Walter Scott was born in Dumfriesshire, Scotland, in 1790, and was of the same ancestry as his world-renowned namesake, Sir Walter Scott. During the existence of The Christian Baptist, Scott was a frequent contributor to its pages, and his numerous articles under the signature of "Phillip," gained him a reputation scarcely inferior to that of the editor, A. Campbell himself, who was ten years Scott's senior. This journal was issued but a short distance from Pittsburg, at which place Scott was established as teacher from 1821 until 1826. Scott was a graduate of the University of Edinburg, and some of his Pittsburg pupils afterwards ranked among the finest scholars and most useful men in that region of country. Among them were Chief Justice Lowrey and the eminent author and professor, Dr. D. D. Richardson, at whose father's house in Pittsburg Scott made his home. During the period of Sidney Rigdon's incumbancy as pastor of the First Baptist Church of Pittsburg he was intimately associated with Walter Scott, who was a preacher as well as teacher, and a preacher of what were then regarded as very peculiar and even heretical views. Rigdon was neither a man of scholarly parts nor was he of an original turn of mind. His forte was in appropriating and assimilating the views, ideas and methods of others. In quickness and facility of adopting, adapting and making his own the salient peculiarities of these remarkable minds among whom he was thrown, lay Rigdon's great power. The leading "Campbellites," as they have been called, were men of unusual strength of character, of fine intellect and of unimpeachable moral tone, robust, original, incisive. He was, indeed, the black sheep in the Disciples' fold; unscrupulous, audacious, envious, intractable, vindictive, Diotrephes-like; he was always putting himself forward and seeking the pre-eminence. He was a compound of the Jew and the Jesuit -- judaic in disposition and natural bent, jesuitical in all his methods. Scout it who will, he is the real author and founder of Mormonism.
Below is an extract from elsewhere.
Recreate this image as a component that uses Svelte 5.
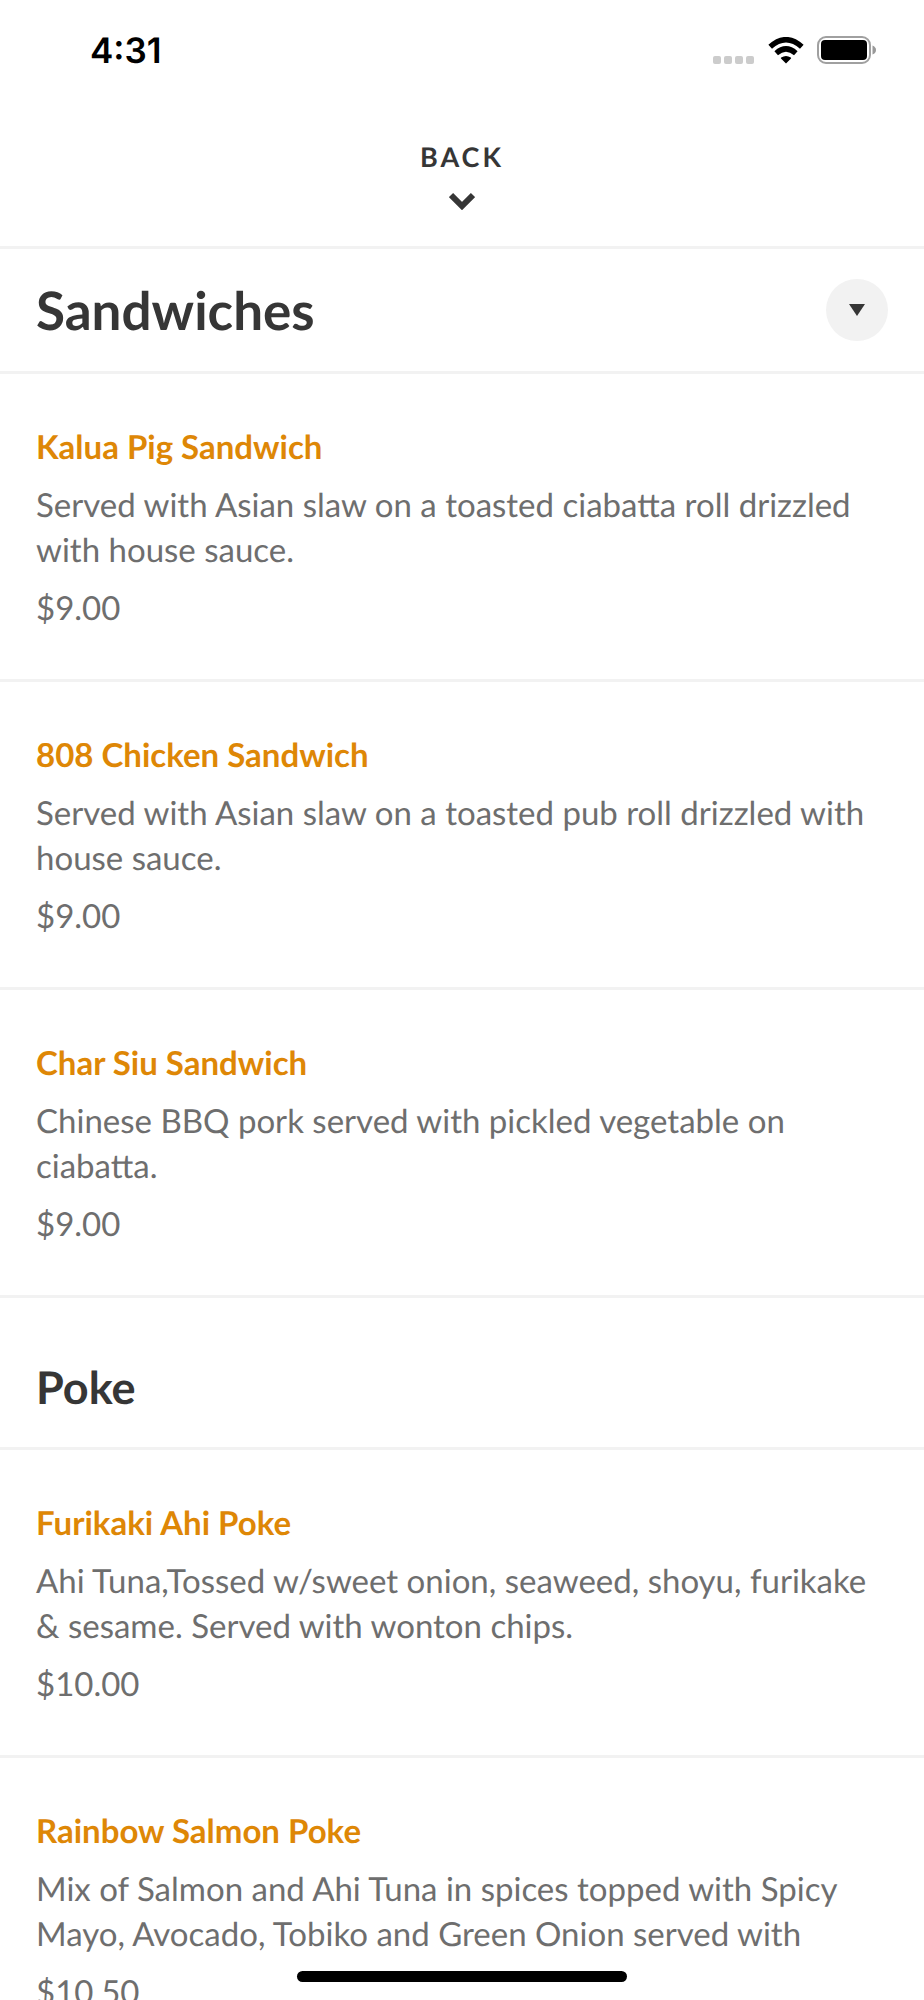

In the first number of The Christian Baptist, (August, 1823) appeared a striking and powerfully written article from the pen of Walter Scott, with the caption, "A Divinely Authorized plan of Teaching the Christian Religion," this extract from which discloses the very germ of the Mormon pretension:

Were a vision vouchsafed us for the single purpose of revealing one uniform and universal plan of teaching the Christian religion, would not every Christian admire the goodness of God in determining a matter on which scarce two calling themselves Christian teachers now agree? Would not every teacher feel himself bound in duty to abandon his own plan and to adopt the plan of God; to study it, to teach it, and, in short, to maintain its superiority and authority against all other schemes, how plausible soever in their configuration, how apparently suitable soever in their application? The writer has not been favored with any vision on this matter, moreover, as he deems it unneccessary, he of course does not expect any; and surely, if his plan be authorized by the example of God himself; by the Lord Jesus Christ; by the Holy Spirit; in his method of presenting the truth to all men in the Scriptures; if the apostle taught the truth on this plan; and if missionaries in teaching idolaters, feel themselves forced to the adoption of it, then there is no need of angel or vision."
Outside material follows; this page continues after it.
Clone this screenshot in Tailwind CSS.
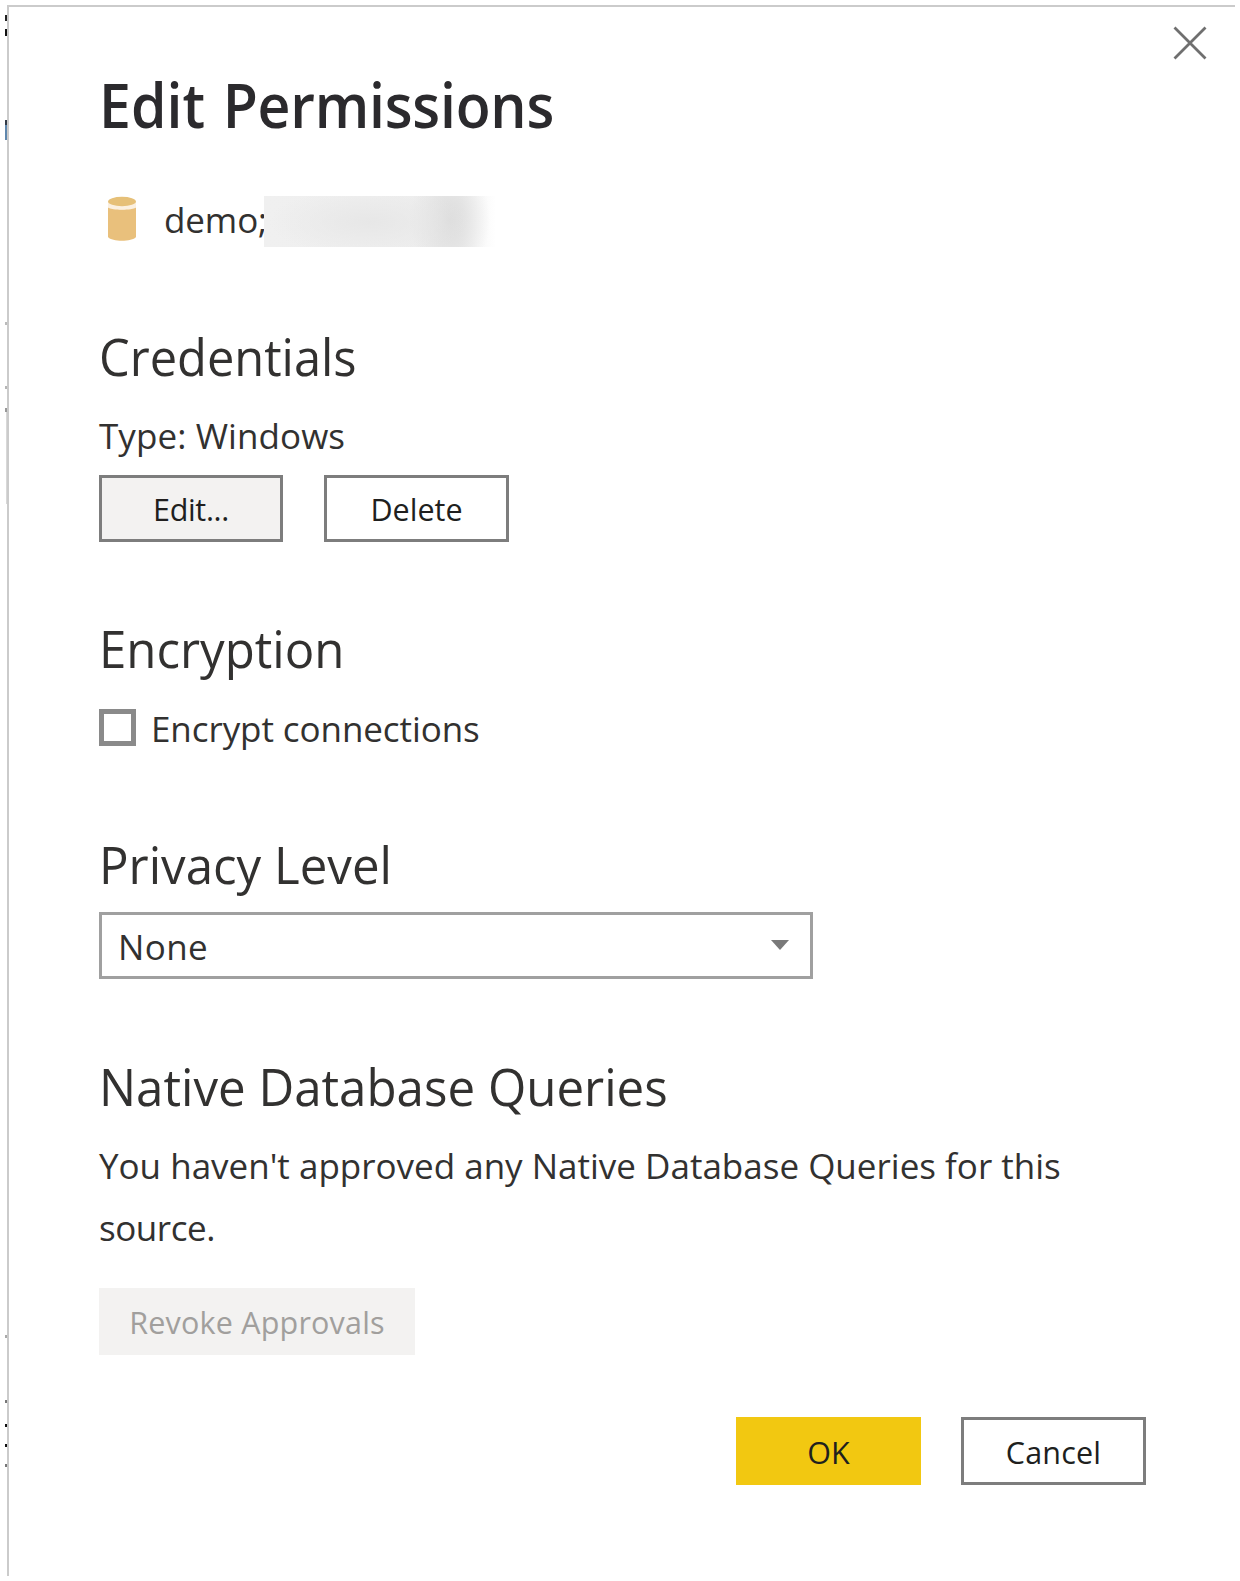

The "vision" and the "angel" of Joseph Smith without which Mormonism would never have existed -- started in the brains of Sidney Rigdon at Pittsburg, in 1823. The formation of a new sect, however, outside of the "Campbellites," was not contemplated by Rigdon until after he had been foiled in his attempts to undermine "Campbellism" -- had found, in fact, that Alexander Campbell and his compeers were "too many" for him. If he himself could not measure arms with Campbell, "the Lord" could, through His servant Joseph, and should do it.

But the tracks have been so ingeniously and persistently covered that perhaps the "oldest inhabitant" of Mormondom will be astonished when they are fully laid bare. Truth will triumph yet, and Sidney Rigdon shall have all the credit, or discredit, he deserves.   GRANDISON.
SALT LAKE, June 12, 1879.


Note: This communication was sent to the Tribune by its own part-time journalist, James Thornton Cobb. It is revealing of Cobb's personal psychology that he chose the pen name of "Grandison" -- identifying himself with Joseph Smith's old nemesis at Kirtland, the anti-Mormon firebrand Grandison Newell. Mr. Cobb must have been well aware that, in 1836, there was a conspiracy within the Mormon Church to put an end to Newell's threatening activities through his secret assassination -- a plot which, apparently, Grandison Newell only barely escaped. In the forty years that had passed since the Mormon attempt upon Newell's life, James T. Cobb had seen both his mother and his first wife defect from their families and unconsciously immolate their chances for future happiness by entering into the harem of Brigham Young. Then, in February of 1876, James' fifteen-year-old daughter, Luella Van Cott Cobb, chose to become the fifth plural wife of middle-aged John Willard Young, a son of Brigham Young by his first wife. There is no reason to believe that all these tangled marital ties inspired in James T. Cobb any familial attachment to Brigham Young, his kinfolk, or his church. In fact, as RLDS President Joseph Smith III sagaciously remarked in 1883, the combined effect upon James' emotions was just the opposite: "Mr. James T. Cobb is the son of the woman known as Brigham Young's Boston wife... His domestic life was poisoned by the defection of his own wife; and subsequently still, his daughter... I do not blame him for not liking polygamy, or Brigham Young's memory, if it is true... that mother wife and daughter fell into its meshes... I am persuaded to believe that the many newspaper articles so lavishly scattered over the land, are in the main his work."